富士山に来て、ふと寂しさを埋めるみたいに携帯とにらめっこしてた頃にカナさんから届いたLINEを開いただけだった。
およそ1年ぶりに目を通したカナさんからの最新のLINEの最後には、
"まだあなたは自分になれない?"と書かれてて
そういえば、僕はずっと「何者」かになりたかったんだとようやく理解できた。
富士山で働き始めて3週間が過ぎた頃、僕はようやく夏が終わろうとしていることを知った。
海には行けていない。
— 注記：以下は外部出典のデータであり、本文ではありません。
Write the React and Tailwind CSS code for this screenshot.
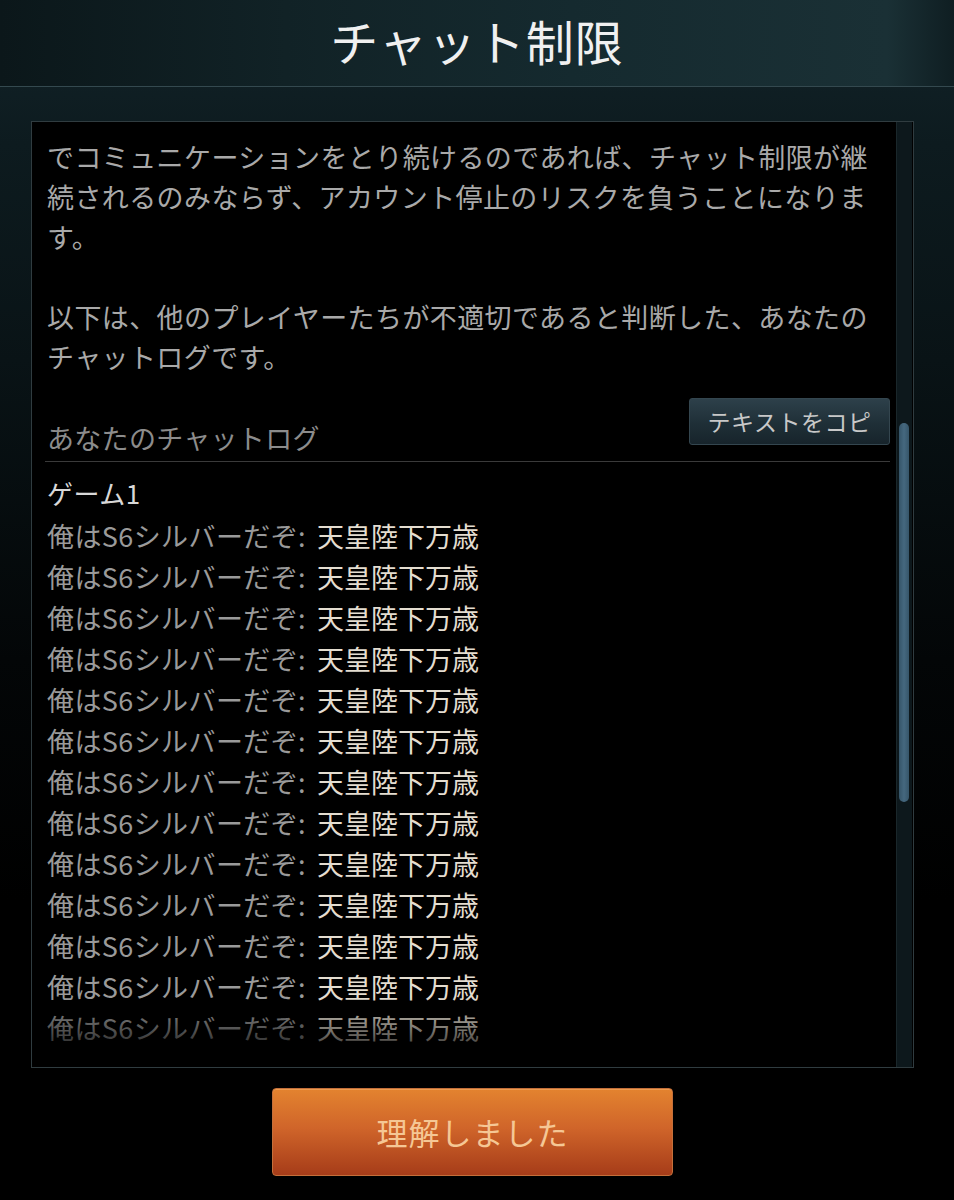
import React from 'react';

const FONT = { fontFamily: '"Noto Sans CJK JP", "Noto Sans", sans-serif' };

const ChatLine = () => (
  <div className="leading-[41px] h-[41px] whitespace-nowrap">
    <span className="text-[#9a9a9a] tracking-[0.4px]">俺はS6シルバーだぞ:</span>
    <span className="ml-[11px] text-[#e4ddd0]">天皇陸下万歳</span>
  </div>
);

export default function App() {
  const lines = Array.from({ length: 13 });

  return (
    <div
      style={FONT}
      className="relative w-[954px] h-[1200px] overflow-hidden bg-[linear-gradient(180deg,#13242a_0%,#0d1b1f_12%,#091316_30%,#030607_55%,#000_75%)]"
    >
      {/* Header */}
      <div className="h-[87px] flex items-center justify-center border-b border-[#34494f] bg-[linear-gradient(90deg,#0b171a_0%,#112226_30%,#152a2f_60%,#1a3035_93%,#0f1e22_100%)]">
        <h1 className="text-[48px] leading-none text-[#f0f0f0] font-normal tracking-[1px] -mt-[6px]">チャット制限</h1>
      </div>

      <div className="w-[883px] ml-[31px] mt-[34px]">
        {/* Panel */}
        <div className="relative h-[947px] border border-[#303c40] bg-black flex overflow-hidden">
          <div className="flex-1 pl-[15px] pr-[6px] pt-[15px] text-[27px]">
            <p className="leading-[40px] text-[#a9a9a9] tracking-[0.4px] whitespace-nowrap">
              でコミュニケーションをとり続けるのであれば、チャット制限が継
              <br />
              続されるのみならず、アカウント停止のリスクを負うことになりま
              <br />
              す。
            </p>
            <p className="mt-[40px] leading-[40px] text-[#a9a9a9] tracking-[0.4px] whitespace-nowrap">
              以下は、他のプレイヤーたちが不適切であると判断した、あなたの
              <br />
              チャットログです。
            </p>

            <div className="mt-[21px] h-[64px] flex justify-between items-start border-b border-[#3a3a3a] -ml-[2px] pl-[2px]">
              <span className="mt-[20px] leading-[40px] text-[#8c8c8c] tracking-[0.3px]">あなたのチャットログ</span>
              <button className="h-[47px] w-[201px] flex items-center justify-center rounded-[3px] border border-[#34464f] bg-[linear-gradient(180deg,#2d404a_0%,#1f2f37_55%,#17242b_100%)] text-[23px] text-[#c8c8c8] tracking-[0.5px]">
                テキストをコピ
              </button>
            </div>

            <div className="mt-[9px] leading-[44px] h-[44px] text-[#d8d8d8] text-[26px] tracking-[0.5px]">ゲーム1</div>
            <div>
              {lines.map((_, i) => (
                <ChatLine key={i} />
              ))}
            </div>
          </div>

          {/* Scrollbar */}
          <div className="relative w-[16px] mr-[1px] bg-[#0d181c] border-l border-[#1a272b]">
            <div className="absolute left-[2px] top-[301px] w-[10px] h-[379px] rounded-full bg-[linear-gradient(90deg,#355468,#45687f,#365569)]" />
          </div>

          {/* Bottom fade */}
          <div className="absolute left-0 right-[18px] bottom-0 h-[70px] bg-gradient-to-b from-black/0 to-black" />
        </div>

        {/* Confirm button */}
        <div className="flex justify-center mt-[20px]">
          <button className="w-[401px] h-[88px] rounded-[4px] border border-[#c46f3a] bg-[linear-gradient(180deg,#e3832f_0%,#d0652a_45%,#a63c19_100%)] shadow-[inset_0_1px_0_rgba(255,200,140,0.35)] text-[31px] text-[#f5c795] tracking-[1px]">
            理解しました
          </button>
        </div>
      </div>
    </div>
  );
}
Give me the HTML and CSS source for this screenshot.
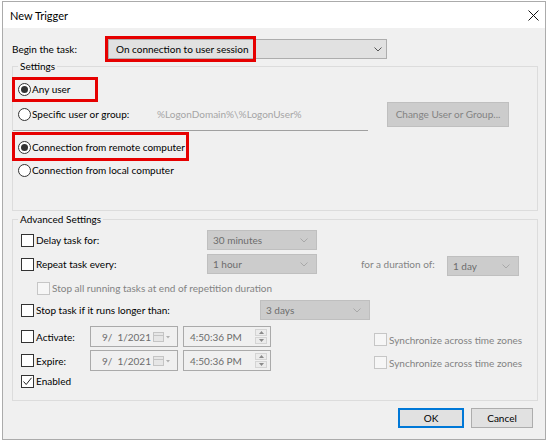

花火も見れちゃいない。
大切な人と過ごす夏は来ず、汗に隠した涙もなくて、季節外れの雪を見ただけで、
まだ夏らしいことが何もできていなかった。
僕はずっと誰かになりたかった。
"こんな風になりたい"が先走って、嘘を並べた感想文を書き、夢を魅せ、虚実を語る。
"これは自分じゃない"と言わんばかりに、誰かに責任転嫁し、自分は逃れようとし、真実を捻じ曲げる。
ずっと、自分じゃない「何者」になりたかった。
そういえば、カナさんがカフェを出るとき、「また飲みに行こうね」と言った。
それから1年、僕たちはまだ飲みに行けていない。
カナさんは今の僕を見て、「君らしいね」と笑ってくれるだろうか。